The latter part of that statement is impressive, especially considering that double-digit wins only happened three times B.G. (before Gundy). The former? A bit disheartening.

Instead of a sendoff to the Big 12 title game and more, the Cowboys can only hope to whoop up on an abysmal Kansas team for some kind of style points for bowl season. As long as they don’t start slow again.

“For whatever reason I can’t figure out what I’m doing or not doing that keeps us from showing up in the first half of our home games, and I shared that with the team,” Mike Gundy said after the K-State loss.

“We all need to look at ourselves and figure out what’s going on because we, for whatever reason, we’re not showing up and we get in a hole.”

Slow starts were not an issue early in the season, home or away. What turned out to be a cupcake non-conference slate saw the Cowboys winning first quarters 59-0 heading into Big 12 play. The Cowboys were never going to maintain that pace in conference play but several slow starts hampered the Pokes’ chances.

In five games, Oklahoma State failed to score a touchdown on either of its first two drives: South Alabama, Baylor, Texas, West Virginia, and Oklahoma. Against South Alabama (?!) and Baylor, that’s not a big deal. Against the other three, it took the most Cardiac of Cowboy performances just to have a chance late.

But playing exciting college football as Gundy might call it after a win, is not only taxing on the fan base, it’s playing with fire. Sooner or later you’re going to get burned and the Cowboys got burned in three games trying to come back late.

“Today we were in an unbelievably deep hole,” Gundy said. “Quite honestly I don’t know how we got back in it at the point to where we had a real chance to win in the end and then couldn’t execute. We couldn’t throw we couldn’t catch, which chances of that happening were slim in my opinion.”

That’s the problem. A mental lapse, a missed throw (our three), a controversial call — those things are going to happen late in games. And when you leave it up to luck a on regular basis, you’re not always going to be 2015 lucky.

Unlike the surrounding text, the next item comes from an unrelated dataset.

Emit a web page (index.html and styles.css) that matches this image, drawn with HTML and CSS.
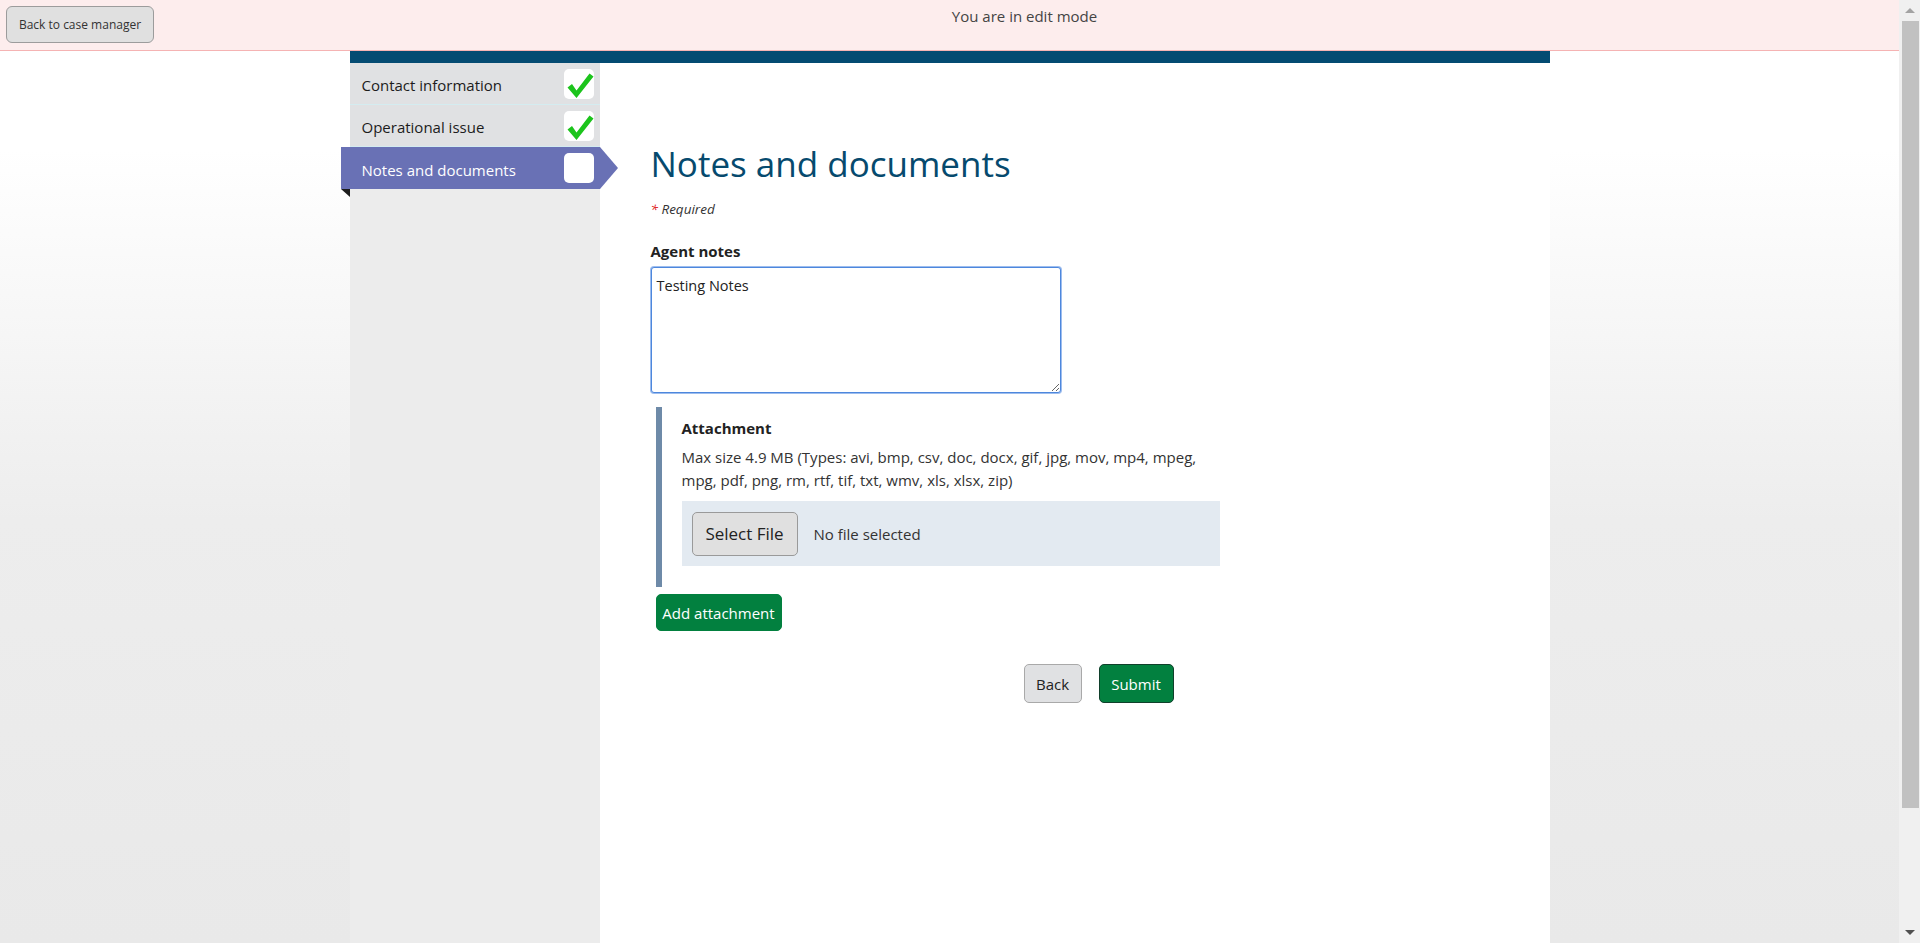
FILE: index.html
```html
<!DOCTYPE html>
<html lang="en">
<head>
<meta charset="utf-8">
<title>Notes and documents</title>
<link rel="stylesheet" href="styles.css">
</head>
<body>
<div class="viewport">
  <header class="topbar">
    <button class="back-cm" type="button">Back to case manager</button>
    <div class="mode">You are in edit mode</div>
  </header>
  <div class="page">
    <div class="band"></div>
    <div class="layout">
      <nav class="steps">
        <div class="step">
          <span class="step-label">Contact information</span>
          <span class="box"><svg viewBox="0 0 30 30" width="30" height="30"><path d="M3.5 18.5 L8 15 L12.5 21.5 L25.5 4.5 L29.5 7.5 L12.5 29 Z" fill="#1cc41c"/></svg></span>
        </div>
        <div class="step">
          <span class="step-label">Operational issue</span>
          <span class="box"><svg viewBox="0 0 30 30" width="30" height="30"><path d="M3.5 18.5 L8 15 L12.5 21.5 L25.5 4.5 L29.5 7.5 L12.5 29 Z" fill="#1cc41c"/></svg></span>
        </div>
        <div class="step active">
          <span class="step-label">Notes and documents</span>
          <span class="box"></span>
        </div>
      </nav>
      <main class="content">
        <h1 class="title">Notes and documents</h1>
        <p class="required"><span class="star">*</span> Required</p>
        <label class="field-label" for="notes">Agent notes</label>
        <textarea id="notes" class="notes">Testing Notes</textarea>
        <section class="attach">
          <h2 class="attach-title">Attachment</h2>
          <p class="attach-hint">Max size 4.9 MB (Types: avi, bmp, csv, doc, docx, gif, jpg, mov, mp4, mpeg, mpg, pdf, png, rm, rtf, tif, txt, wmv, xls, xlsx, zip)</p>
          <div class="file-row">
            <button class="select-file" type="button">Select File</button>
            <span class="file-status">No file selected</span>
          </div>
        </section>
        <button class="btn-green add" type="button">Add attachment</button>
        <div class="actions">
          <button class="btn-back" type="button">Back</button>
          <button class="btn-green submit" type="button">Submit</button>
        </div>
      </main>
    </div>
  </div>
</div>
<div class="scrollbar" aria-hidden="true">
  <span class="sb-arrow sb-up"></span>
  <span class="sb-thumb"></span>
  <span class="sb-arrow sb-down"></span>
</div>
</body>
</html>
```

FILE: styles.css
```css
* { box-sizing: border-box; }
html, body { height: 100%; }
body {
  margin: 0;
  height: 943px;
  overflow: hidden;
  display: flex;
  font-family: "Open Sans", "Noto Sans", Arial, sans-serif;
  color: #222;
}
button { font-family: inherit; cursor: pointer; }

.viewport {
  flex: 1;
  height: 943px;
  overflow: hidden;
  background: linear-gradient(#ffffff 0, #ffffff 150px, #ededed 520px, #e9e9e9 100%);
}

/* fake classic scrollbar */
.scrollbar {
  width: 21px;
  height: 943px;
  background: #f0f0f0;
  display: flex;
  flex-direction: column;
  align-items: center;
}
.sb-arrow {
  height: 21px;
  width: 21px;
  display: flex;
  align-items: center;
  justify-content: center;
  flex-shrink: 0;
}
.sb-up::before {
  content: "";
  border-left: 5px solid transparent;
  border-right: 5px solid transparent;
  border-bottom: 5px solid #a3a3a3;
}
.sb-down { margin-top: auto; }
.sb-down::before {
  content: "";
  border-left: 5px solid transparent;
  border-right: 5px solid transparent;
  border-top: 5px solid #505050;
}
.sb-thumb {
  width: 17px;
  height: 787px;
  margin-left: 2px;
  background: #c1c1c1;
}

.topbar {
  height: 51px;
  background: #fdeded;
  border-bottom: 1px solid #f5b3b3;
  display: flex;
  align-items: flex-start;
}
.back-cm {
  margin: 6px 0 0 6px;
  width: 148px;
  height: 37px;
  background: #e0e0e0;
  border: 1px solid #9c9c9c;
  border-radius: 6px;
  font-size: 12px;
  color: #333;
  padding: 0;
}
.mode {
  flex: 1;
  text-align: center;
  font-size: 15px;
  color: #444;
  padding-top: 6px;
  padding-right: 4px;
}

.page {
  width: 1200px;
  margin: 0 auto;
}
.band {
  height: 12px;
  background: #044b72;
}
.layout {
  display: flex;
  min-height: 880px;
}
.steps {
  width: 250px;
  background: #ececec;
  flex-shrink: 0;
}
.step {
  height: 42px;
  display: flex;
  align-items: center;
  justify-content: space-between;
  padding: 0 6px 0 12px;
  background: #e0e1e3;
  border-bottom: 1px solid #d4ecf0;
  font-size: 15px;
  color: #1c1c1c;
  position: relative;
}
.step-label { padding-top: 3px; }
.step .box {
  width: 30px;
  height: 30px;
  background: #fff;
  border-radius: 5px;
  display: flex;
}
.step.active {
  background: #6971b5;
  color: #fff;
  border-bottom: 0;
  margin-left: -9px;
  padding-left: 21px;
}
.step.active::after {
  content: "";
  position: absolute;
  right: -18px;
  top: 0;
  border-top: 21px solid transparent;
  border-bottom: 21px solid transparent;
  border-left: 18px solid #6971b5;
}
.step.active::before {
  content: "";
  position: absolute;
  left: 0;
  bottom: -8px;
  border-top: 8px solid #1d1d1d;
  border-left: 9px solid transparent;
}

.content {
  flex: 1;
  background: #fff;
  padding: 79px 3px 40px 51px;
}
.title {
  margin: 0;
  font-weight: 400;
  font-size: 35px;
  line-height: 44px;
  color: #064a6e;
}
.required {
  margin: 13px 0 0;
  font-size: 13.5px;
  line-height: 20px;
  font-style: italic;
  color: #333;
}
.star { color: #e0201a; }
.field-label {
  display: block;
  margin-top: 22px;
  font-size: 15px;
  line-height: 20px;
  font-weight: 700;
  color: #222;
}
.notes {
  display: block;
  margin-top: 6px;
  width: 410px;
  height: 126px;
  border: 1px solid #4d87dd;
  box-shadow: 0 0 0 1px #9dbdee;
  border-radius: 3px;
  padding: 8px 5px 6px;
  font-family: inherit;
  font-size: 14.5px;
  color: #222;
  outline: none;
  resize: vertical;
}
.attach {
  margin: 14px 0 0 5px;
  width: 570px;
  border-left: 6px solid #6e8aa8;
  padding: 11px 0 21px 20px;
}
.attach-title {
  margin: 0;
  font-size: 15px;
  line-height: 20px;
  font-weight: 700;
  color: #222;
}
.attach-hint {
  margin: 8px 0 0;
  width: 540px;
  font-size: 15px;
  line-height: 23px;
  color: #333;
}
.file-row {
  margin-top: 9px;
  width: 538px;
  height: 65px;
  background: #e3eaf1;
  display: flex;
  align-items: center;
  padding: 0 10px;
  gap: 16px;
}
.select-file {
  width: 106px;
  height: 44px;
  background: #e0e0e0;
  border: 1px solid #9a9a9a;
  border-radius: 5px;
  font-size: 17px;
  color: #222;
  padding: 0;
}
.file-status {
  font-size: 15px;
  color: #333;
}
.btn-green {
  background: #02803f;
  color: #fff;
  border: 1px solid #02803f;
  border-radius: 5px;
  font-size: 15px;
  padding: 0;
}
.add {
  display: block;
  margin: 7px 0 0 5px;
  width: 126px;
  height: 37px;
}
.actions {
  margin-top: 33px;
  display: flex;
  justify-content: center;
  gap: 17px;
}
.btn-back {
  width: 58px;
  height: 39px;
  background: #e0e1e3;
  border: 1px solid #a9a9a9;
  border-radius: 5px;
  font-size: 15px;
  color: #222;
  padding: 0;
}
.submit {
  width: 75px;
  height: 39px;
  border-color: #10402b;
}
```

“So you talk about a special teams touchdown, you lost the turnover battle,” said Gundy “I don’t know how many poor throws and/or dropped passes we had, and we weren’t any good on third down, and we gave up at least three, and maybe four huge plays on defense. So you stir all that up and that’s not a good thing. That’s really what happened.”

Oklahoma State still has a chance to send out its seniors on a good note, though a bit subdued. But slow starts at home limited the Cowboys, a turned a possibly special and historic season into a mild disappointment based on your point of view.